Part 5: Using Components to find a Vector 8. Install the nail to hold the ring in the center of the force table. Put one pulley at the 0  mark and hang a mass hanger with an additional 100g mass over it (150g). Put a second pulley at the 30  mark in Quadrant I. Hang a mass hanger with an additional 200 g of mass over it (250g) . These are the two forces that you will try to balance by adding components, putting the first one on the x-axis and the other one on the y-axis. Make predictions for a force to balance the two forces that you have installed (a.k.a. the equilibrium force): a. Will its x-component be positive or negative for the predicted equilibrium force? (1 point) The x component will be negative for the predicted equilibrium force. Fx = -366.51g. b. Will its y-component be positive or negative for the predicted equilibrium force? (1 point) The y component will be negative or the predicted equilibrium force. Fy = - 125g. c. Which quadrant will the equilibrium force of these components be in? (1 point) Quadrant 3 is where the equilibrium force will be in.

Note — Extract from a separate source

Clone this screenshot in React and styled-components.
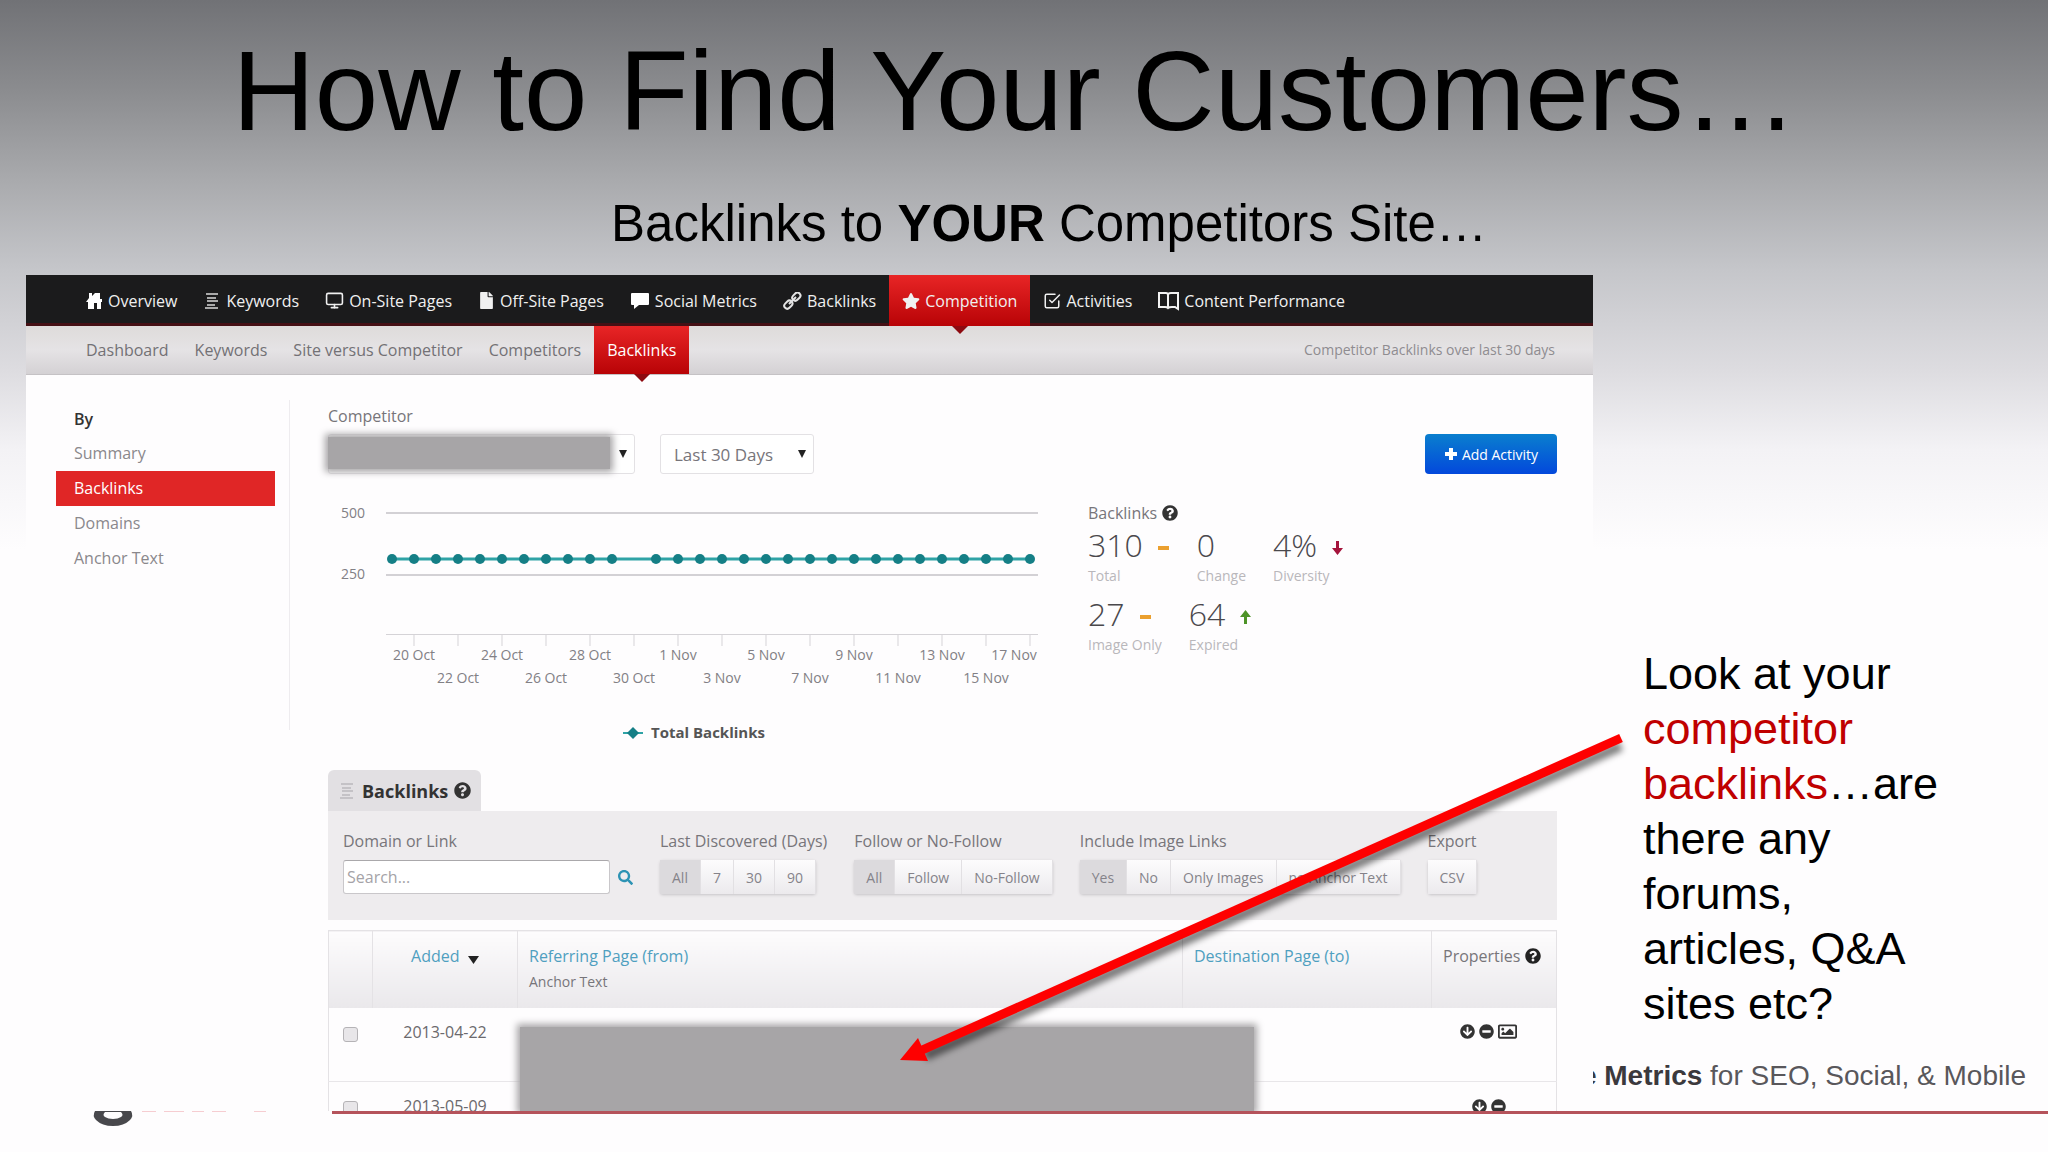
import React from "react";
import styled, { createGlobalStyle, css } from "styled-components";
import {
  FaFile,
  FaStar,
  FaSearch,
  FaQuestionCircle,
  FaArrowCircleDown,
  FaMinusCircle,
  FaRegImage,
} from "react-icons/fa";
import { FiMonitor, FiCheckSquare } from "react-icons/fi";

const NAV = [
  { label: "Overview", icon: <HouseIcon /> },
  { label: "Keywords", icon: <LinesIcon /> },
  { label: "On-Site Pages", icon: <FiMonitor size={19} strokeWidth={2} /> },
  { label: "Off-Site Pages", icon: <FaFile size={17} /> },
  { label: "Social Metrics", icon: <BubbleIcon /> },
  { label: "Backlinks", icon: <ChainIcon /> },
  { label: "Competition", icon: <FaStar size={18} />, active: true },
  { label: "Activities", icon: <FiCheckSquare size={18} /> },
  { label: "Content Performance", icon: <BookIcon /> },
];

const SUBNAV = ["Dashboard", "Keywords", "Site versus Competitor", "Competitors", "Backlinks"];
const SIDE = ["Summary", "Backlinks", "Domains", "Anchor Text"];

const FILTERS = [
  { label: "Last Discovered (Days)", options: ["All", "7", "30", "90"] },
  { label: "Follow or No-Follow", options: ["All", "Follow", "No-Follow"] },
  { label: "Include Image Links", options: ["Yes", "No", "Only Images", "no Anchor Text"] },
];

const DATES = [
  "20 Oct", "22 Oct", "24 Oct", "26 Oct", "28 Oct", "30 Oct", "1 Nov", "3 Nov",
  "5 Nov", "7 Nov", "9 Nov", "11 Nov", "13 Nov", "15 Nov", "17 Nov",
];

const TRENDS = {
  flat: { color: "#eba02f", d: "M1 6h11v4H1z" },
  down: { color: "#a5143c", d: "M5 1h3v7h4l-5.500 7L1 8h4z" },
  up: { color: "#4d9327", d: "M5 15h3V8h4L6.500 1 1 8h4z" },
};

function HouseIcon() {
  return (
    <svg width="17" height="18" viewBox="0 0 17 18" fill="#fff" aria-hidden="true">
      <path d="M3 1h3v3l3-3h5v6h2v3h-1v7h-4v-6H8v6H2v-7H0l3-4z" />
    </svg>
  );
}

function LinesIcon({ color = "#a9a9a9" }) {
  return (
    <svg width="18" height="18" viewBox="0 0 18 18" fill={color} aria-hidden="true">
      <path d="M3 1h12v2H3zM4 5h9v2H4zM4 8h11v2H4zM4 12h8v2H4zM2 15h13v2H2z" />
    </svg>
  );
}

function BubbleIcon() {
  return (
    <svg width="20" height="18" viewBox="0 0 20 18" fill="#fff" aria-hidden="true">
      <path d="M2 1h16q1 0 1 1v10q0 1-1 1h-9l-5 4v-4H2q-1 0-1-1V2q0-1 1-1z" />
    </svg>
  );
}

function ChainIcon() {
  return (
    <svg width="19" height="18" viewBox="0 0 19 18" fill="none" stroke="#e4e4e4" strokeWidth="2" aria-hidden="true">
      <rect x="9" y="2" width="9" height="6" rx="3" transform="rotate(-45 13 5)" />
      <rect x="1" y="10" width="9" height="6" rx="3" transform="rotate(-45 5 13)" />
      <path d="M6 12l7-7" />
    </svg>
  );
}

function BookIcon() {
  return (
    <svg width="21" height="20" viewBox="0 0 21 20" fill="none" stroke="#f2f2f2" strokeWidth="2" aria-hidden="true">
      <path d="M1 2h7q2 0 2 2 0-2 3-2h7v16l-3-2h-3q-3 0-4 1-1-1-3-1H1zM10 4v13" />
    </svg>
  );
}

function PlusIcon() {
  return (
    <svg width="14" height="14" viewBox="0 0 14 14" fill="#fff" aria-hidden="true">
      <path d="M5 1h4v4h4v4H9v4H5V9H1V5h4z" />
    </svg>
  );
}

function CaretIcon({ size = 8 }) {
  return (
    <svg width={size} height="8" viewBox="0 0 8 8" preserveAspectRatio="none" fill="#222" aria-hidden="true">
      <path d="M0 0h8L4 8z" />
    </svg>
  );
}

function Chart() {
  const points = [...Array(30).keys()].filter((i) => i !== 11);
  return (
    <ChartSvg viewBox="0 0 760 262" role="img" aria-label="Total Backlinks">
      <g stroke="#d3d1d5" strokeWidth="2">
        <path d="M58 23H710M58 85H710" />
      </g>
      <path d="M58 144.500H710" stroke="#d5d3d7" />
      {DATES.map((d, i) => (
        <path key={d} d={`M${86 + i * 44} 144v12`} stroke="#d5d3d7" />
      ))}
      <text x="13" y="28">500</text>
      <text x="13" y="89">250</text>
      <path d="M64 69H702" stroke="#2fa3a6" strokeWidth="3" />
      {points.map((i) => (
        <circle key={i} cx={64 + i * 22} cy="69" r="5" fill="#157f86" />
      ))}
      {DATES.map((d, i) => (
        <text key={d} x={i === 14 ? 686 : 86 + i * 44} y={i % 2 ? 193 : 170} textAnchor="middle">
          {d}
        </text>
      ))}
      <path d="M295 243h20" stroke="#2fa3a6" strokeWidth="2" />
      <path d="M305 237l6 6-6 6-6-6z" fill="#157f86" />
      <LegendText x="323" y="248">Total Backlinks</LegendText>
    </ChartSvg>
  );
}

function Stat({ value, label, trend }) {
  return (
    <StatBox>
      <StatValue>
        {value}
        {trend && (
          <svg width="13" height="16" viewBox="0 0 13 16" fill={TRENDS[trend].color} aria-label={trend}>
            <path d={TRENDS[trend].d} />
          </svg>
        )}
      </StatValue>
      <StatLabel>{label}</StatLabel>
    </StatBox>
  );
}

function Dashboard() {
  return (
    <Panel>
      <NavBar>
        {NAV.map((n) => (
          <NavItem key={n.label} href="#" $active={n.active}>
            {n.icon}
            {n.label}
          </NavItem>
        ))}
      </NavBar>
      <SubNav>
        {SUBNAV.map((s) => (
          <SubItem key={s} href="#" $active={s === "Backlinks"}>{s}</SubItem>
        ))}
        <SubNote>Competitor Backlinks over last 30 days</SubNote>
      </SubNav>
      <Columns>
        <Sidebar>
          <SideTitle>By</SideTitle>
          {SIDE.map((s) => (
            <SideLink key={s} href="#" $active={s === "Backlinks"}>{s}</SideLink>
          ))}
        </Sidebar>
        <Content>
          <FieldLabel as="label" htmlFor="competitor">Competitor</FieldLabel>
          <Controls>
            <SelectWrap $width="307px">
              <Select id="competitor" />
              <CaretIcon />
              <HiddenName />
            </SelectWrap>
            <SelectWrap $width="154px">
              <Select aria-label="Period">
                <option>Last 30 Days</option>
              </Select>
              <CaretIcon />
            </SelectWrap>
            <AddButton type="button"><PlusIcon />Add Activity</AddButton>
          </Controls>
          <Overview>
            <Chart />
            <Stats>
              <StatsTitle>Backlinks <FaQuestionCircle size={16} color="#333" /></StatsTitle>
              <StatRow>
                <Stat value="310" label="Total" trend="flat" />
                <Stat value="0" label="Change" />
                <Stat value="4%" label="Diversity" trend="down" />
              </StatRow>
              <StatRow>
                <Stat value="27" label="Image Only" trend="flat" />
                <Stat value="64" label="Expired" trend="up" />
              </StatRow>
            </Stats>
          </Overview>
          <Tab><LinesIcon color="#c4c2c6" />Backlinks <FaQuestionCircle size={17} /></Tab>
          <Filters>
            <SearchGroup>
              <FieldLabel as="label" htmlFor="search">Domain or Link</FieldLabel>
              <SearchRow>
                <SearchInput id="search" placeholder="Search..." />
                <FaSearch size={15} color="#2d93b4" />
              </SearchRow>
            </SearchGroup>
            {FILTERS.map((f) => (
              <div key={f.label}>
                <FieldLabel>{f.label}</FieldLabel>
                <ButtonGroup role="group" aria-label={f.label}>
                  {f.options.map((o, i) => (
                    <SmallButton key={o} type="button" $on={i === 0}>{o}</SmallButton>
                  ))}
                </ButtonGroup>
              </div>
            ))}
            <div>
              <FieldLabel>Export</FieldLabel>
              <ButtonGroup><SmallButton type="button">CSV</SmallButton></ButtonGroup>
            </div>
          </Filters>
          <TableClip>
            <Table>
              <colgroup>
                <col style={{ width: 44 }} />
                <col style={{ width: 145 }} />
                <col />
                <col style={{ width: 249 }} />
                <col style={{ width: 125 }} />
              </colgroup>
              <thead>
                <tr>
                  <Th aria-label="Select" />
                  <Th $center><SortLink href="#">Added</SortLink>&nbsp; <CaretIcon size={11} /></Th>
                  <Th><SortLink href="#">Referring Page (from)</SortLink><Small>Anchor Text</Small></Th>
                  <Th><SortLink href="#">Destination Page (to)</SortLink></Th>
                  <Th>Properties <FaQuestionCircle size={16} color="#222" /></Th>
                </tr>
              </thead>
              <tbody>
                <tr>
                  <Td><Check type="checkbox" aria-label="Select 2013-04-22" /></Td>
                  <Td $center>2013-04-22</Td>
                  <Td />
                  <Td />
                  <Td>
                    <Props><FaArrowCircleDown /><FaMinusCircle /><FaRegImage size={19} /></Props>
                  </Td>
                </tr>
                <tr>
                  <Td><Check type="checkbox" aria-label="Select 2013-05-09" /></Td>
                  <Td $center>2013-05-09</Td>
                  <Td />
                  <Td />
                  <Td>
                    <Props><FaArrowCircleDown /><FaMinusCircle /></Props>
                  </Td>
                </tr>
              </tbody>
            </Table>
            <HiddenLinks />
          </TableClip>
        </Content>
      </Columns>
    </Panel>
  );
}

function App() {
  return (
    <Slide>
      <GlobalStyle />
      <Title>How to Find Your Customers…</Title>
      <Subtitle>Backlinks to <b>YOUR</b> Competitors Site…</Subtitle>
      <Board>
        <Dashboard />
        <Aside>
          <Callout>
            Look at your <em>competitor backlinks</em>…are there any forums, articles, Q&amp;A sites etc?
          </Callout>
          <Tagline><span><b>e Metrics</b> for SEO, Social, &amp; Mobile</span></Tagline>
        </Aside>
      </Board>
      <Footer>
        <svg width="180" height="18" viewBox="0 0 180 18" aria-hidden="true">
          <path d="M3 0h36q3 5-1 9-6 6-17 6T4 9Q0 5 3 0z" fill="#48484c" />
          <path d="M13 1h16q3 3 0 5-3 2-8 2t-8-2q-3-2 0-5z" fill="#fefdfe" />
          <path d="M50 0h14M72 0h20M100 0h12M120 0h14M162 0h12" stroke="#f6cdd1" strokeWidth="2" />
        </svg>
        <Rule />
      </Footer>
      <Pointer viewBox="0 0 2048 1152" aria-hidden="true">
        <defs>
          <filter id="soft" x="-5%" y="-5%" width="110%" height="115%">
            <feGaussianBlur stdDeviation="3" />
          </filter>
        </defs>
        <path d="M1621 746L925 1056" stroke="#000" strokeOpacity="0.5" strokeWidth="10" filter="url(#soft)" />
        <path d="M1621 738L920 1051" stroke="#fe0000" strokeWidth="9" />
        <path d="M900 1060l18-22 10 23z" fill="#fe0000" />
      </Pointer>
    </Slide>
  );
}

export default App;

//! Styled Elements
const GlobalStyle = createGlobalStyle`
  * {
    box-sizing: border-box;
  }
  body {
    margin: 0;
    background: #fefdfe;
  }
`;

const Slide = styled.div`
  position: relative;
  min-height: 100vh;
  overflow: hidden;
  font-family: "Liberation Sans", Arial, sans-serif;
  color: #000;
  background: linear-gradient(#717276 0, #8b8c8f 90px, #a9aaad 180px, #c5c6ca 270px, #dddce0 370px, #f3f2f5 450px, #fefdfe 550px);
`;

const Title = styled.h1`
  margin: 0;
  padding: 26px 18px 0 0;
  font-size: 114px;
  line-height: 130px;
  font-weight: 400;
  text-align: center;
`;

const Subtitle = styled.h2`
  margin: 38px 0 21px;
  padding-left: 50px;
  font-size: 51px;
  line-height: 60px;
  font-weight: 400;
  text-align: center;
`;

const Board = styled.main`
  display: grid;
  grid-template-columns: minmax(0, 1fr) 455px;
  padding-left: 26px;
`;

const Panel = styled.section`
  background: #fefdfe;
  font-family: "Open Sans", "Noto Sans", sans-serif;
  font-size: 16px;
  color: #77757a;
`;

const activeTab = css`
  position: relative;
  background: linear-gradient(#e82526, #b80306);
  &::after {
    content: "";
    position: absolute;
    top: 100%;
    left: 50%;
    margin-left: -8px;
    border: 8px solid transparent;
    border-top-color: #8d0a10;
    border-bottom: 0;
  }
`;

const NavBar = styled.nav`
  display: flex;
  height: 51px;
  padding-left: 47px;
  background: #1b1b1c;
  box-shadow: inset 0 -3px #451015;
`;

const NavItem = styled.a`
  display: flex;
  align-items: center;
  gap: 5px;
  padding: 0 13px;
  font-weight: 500;
  color: #f0f0f0;
  white-space: nowrap;
  text-decoration: none;
  ${(p) => p.$active && activeTab}
`;

const SubNav = styled.nav`
  display: flex;
  height: 49px;
  padding: 0 38px 0 47px;
  background: linear-gradient(#dedbda, #e5e3e5 50%, #d4d1d4);
  border-bottom: 1px solid #c5c2c5;
`;

const SubItem = styled.a`
  display: flex;
  align-items: center;
  padding: 0 13px;
  color: #737175;
  white-space: nowrap;
  text-decoration: none;
  ${(p) => p.$active && activeTab}
  ${(p) => p.$active && "color: #fff; font-weight: 500;"}
`;

const SubNote = styled.span`
  margin-left: auto;
  font-size: 14px;
  line-height: 48px;
  color: #8f8c90;
`;

const Columns = styled.div`
  display: grid;
  grid-template-columns: 264px minmax(0, 1fr);
`;

const Sidebar = styled.aside`
  height: 330px;
  margin-top: 25px;
  padding: 3px 14px 0 30px;
  border-right: 1px solid #eeecef;
`;

const SideTitle = styled.div`
  padding-left: 18px;
  line-height: 33px;
  font-weight: 600;
  color: #333;
`;

const SideLink = styled.a`
  display: block;
  padding-left: 18px;
  line-height: 35px;
  color: ${(p) => (p.$active ? "#fff" : "#8a888c")};
  background: ${(p) => (p.$active ? "#e02626" : "none")};
  text-decoration: none;
`;

const Content = styled.div`
  padding: 29px 36px 0 38px;
`;

const FieldLabel = styled.div`
  display: block;
  line-height: 24px;
  white-space: nowrap;
`;

const Controls = styled.div`
  display: flex;
  gap: 25px;
  margin-top: 6px;
`;

const SelectWrap = styled.div`
  position: relative;
  width: ${(p) => p.$width};
  > svg {
    position: absolute;
    right: 8px;
    top: 16px;
  }
`;

const Select = styled.select`
  appearance: none;
  width: 100%;
  height: 40px;
  padding: 0 13px;
  border: 1px solid #e3e1e4;
  border-radius: 3px;
  background: #fff;
  font: inherit;
  font-size: 17px;
  color: #77757a;
`;

const HiddenName = styled.div`
  position: absolute;
  inset: 3px 25px 5px 0;
  background: #a7a5a7;
  box-shadow: 0 0 7px 3px #a7a5a7;
`;

const AddButton = styled.button`
  display: flex;
  align-items: center;
  justify-content: center;
  gap: 4px;
  width: 132px;
  height: 40px;
  margin-left: auto;
  border: 0;
  border-radius: 4px;
  background: linear-gradient(#0a7fce, #0348dc);
  font: inherit;
  font-size: 14px;
  font-weight: 500;
  color: #fff;
`;

const Overview = styled.div`
  display: grid;
  grid-template-columns: minmax(0, 1fr) 469px;
  margin: 16px 0 18px;
`;

const ChartSvg = styled.svg`
  width: 100%;
  display: block;
  font-size: 14px;
  fill: #828085;
`;

const LegendText = styled.text`
  font-weight: 700;
  font-size: 15px;
  fill: #555;
`;

const Stats = styled.div`
  padding-top: 11px;
`;

const StatsTitle = styled.div`
  display: flex;
  align-items: center;
  gap: 5px;
  line-height: 24px;
`;

const StatRow = styled.div`
  display: flex;
  gap: 27px;
  height: 69px;
`;

const StatBox = styled.div`
  color: #4a484c;
`;

const StatValue = styled.div`
  display: flex;
  align-items: center;
  gap: 14px;
  font-size: 32px;
  font-weight: 300;
  line-height: 40px;
  svg {
    margin-top: 6px;
  }
`;

const StatLabel = styled.div`
  font-size: 14px;
  line-height: 22px;
  color: #b9b7bb;
`;

const Tab = styled.div`
  display: inline-flex;
  align-items: center;
  gap: 6px;
  height: 41px;
  padding: 0 10px;
  border-radius: 6px 6px 0 0;
  background: #e2e0e3;
  font-size: 18px;
  font-weight: 700;
  color: #333;
  vertical-align: top;
`;

const Filters = styled.div`
  display: flex;
  gap: 27px;
  height: 109px;
  padding: 18px 15px 0;
  background: #eeecee;
`;

const SearchGroup = styled.div`
  width: 290px;
`;

const SearchRow = styled.div`
  display: flex;
  align-items: center;
  gap: 8px;
  margin-top: 7px;
`;

const SearchInput = styled.input`
  width: 267px;
  height: 34px;
  padding: 0 3px;
  border: 1px solid #c9c7ca;
  border-top-color: #aaa8ab;
  border-radius: 3px;
  background: #fff;
  font: inherit;
  &::placeholder {
    color: #a5a3a7;
  }
`;

const ButtonGroup = styled.div`
  display: inline-flex;
  margin-top: 7px;
  border-radius: 3px;
  box-shadow: 0 1px 3px #c6c4c7;
`;

const SmallButton = styled.button`
  height: 34px;
  padding: 0 12px;
  border: 0;
  border-right: 1px solid #e2e0e3;
  background: ${(p) => (p.$on ? "#dcdadd" : "linear-gradient(#fdfcfd, #eceaed)")};
  font: inherit;
  font-size: 14px;
  color: #85838a;
`;

// the second row runs off the bottom edge
const TableClip = styled.div`
  position: relative;
  height: 181px;
  margin-top: 10px;
  overflow: hidden;
`;

const Table = styled.table`
  width: 100%;
  table-layout: fixed;
  border-collapse: collapse;
  border: 1px solid #e4e2e5;
`;

const Th = styled.th`
  height: 77px;
  padding: 12px 11px 0;
  border-right: 1px solid #e4e2e5;
  vertical-align: top;
  font-weight: 400;
  line-height: 26px;
  white-space: nowrap;
  text-align: ${(p) => (p.$center ? "center" : "left")};
  background: linear-gradient(#fdfcfd, #eae8eb);
  svg {
    vertical-align: -2px;
  }
`;

const SortLink = styled.a`
  color: #4f9fc0;
  text-decoration: none;
`;

const Small = styled.div`
  font-size: 14px;
`;

const Td = styled.td`
  height: 74px;
  padding: 11px 14px 0;
  border-bottom: 1px solid #e8e6e9;
  vertical-align: top;
  line-height: 26px;
  color: #6b696d;
  text-align: ${(p) => (p.$center ? "center" : "left")};
`;

const Check = styled.input`
  appearance: none;
  display: block;
  width: 15px;
  height: 15px;
  margin: 8px 0 0;
  border: 1px solid #b5b3b6;
  border-radius: 3px;
  background: #e8e6e9;
`;

const Props = styled.span`
  display: flex;
  align-items: center;
  justify-content: center;
  gap: 4px;
  height: 26px;
  padding-right: 10px;
  font-size: 15px;
  color: #333;
`;

const HiddenLinks = styled.div`
  position: absolute;
  left: 192px;
  right: 303px;
  top: 97px;
  bottom: 0;
  background: #a7a5a7;
  box-shadow: 0 0 7px 3px #a7a5a7;
`;

const Aside = styled.aside`
  display: flex;
  flex-direction: column;
  min-width: 0;
  padding-top: 371px;
`;

const Callout = styled.p`
  width: 312px;
  margin: 0 0 0 50px;
  font-size: 45px;
  line-height: 55px;
  em {
    font-style: normal;
    color: #c00000;
  }
`;

const Tagline = styled.div`
  display: flex;
  justify-content: flex-end;
  margin-top: auto;
  padding: 0 22px 20px 0;
  overflow: hidden;
  font-size: 28px;
  line-height: 30px;
  white-space: nowrap;
  color: #59575b;
  b {
    color: #3b393d;
  }
`;

const Footer = styled.footer`
  display: flex;
  align-items: flex-start;
  gap: 60px;
  padding-left: 92px;
`;

const Rule = styled.hr`
  flex: 1;
  height: 3px;
  margin: 0;
  border: 0;
  background: #b5535b;
`;

const Pointer = styled.svg`
  position: absolute;
  top: 0;
  left: 0;
  width: 100%;
  pointer-events: none;
`;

d. Do you expect the magnitude of your needed predicted equilibrium force to be greater than, less than, or equal to the vector sum of the two forces already installed? (1 point) I expected the magnitude of the needed predicted equilibrium force to be equal to the vector sum of the two forces already installed (Pulley on 0* and Pulley on 30*). 9. Find the components (one vector aligned with the x-axis and one vector aligned with the y-axis) of the force necessary to put the ring in equilibrium, by putting a third pulley on the x-axis, a fourth pulley on the y-axis, and hanging the appropriate masses over each. You can determine the masses by trial and error, or you can make use of Equations 2 and 3 to calculate a predicted value for each. Confirm that the ring is in equilibrium by removing the nail. a. What mass did you need for your x- component? (1 point) Pulley 1: 250g Pulley 2: 150g Pulley 3: 80g Pulley 4: 170g b. What do you calculate for the mass of the x-component using Equation 2 with the force in Quadrant I summed with the force along the x-axis? (1 point) The calculated mass of the x- components using equation two is Fx = - 209.90g. (250cos(0) + 150cos(30) + 80cos(270) + 170cos(180) = Fx = - 209.90g) c. What mass did you need for your y-component? (1 point) Pulley 1: 250g Pulley 2: 150g Pulley 3: 80g Pulley 4: 170g d. What do you calculate for the mass of the y-component using Equation 3 with the force in Quadrant I? (1 point) I calculated the mass of the y – component to be Fy = -5.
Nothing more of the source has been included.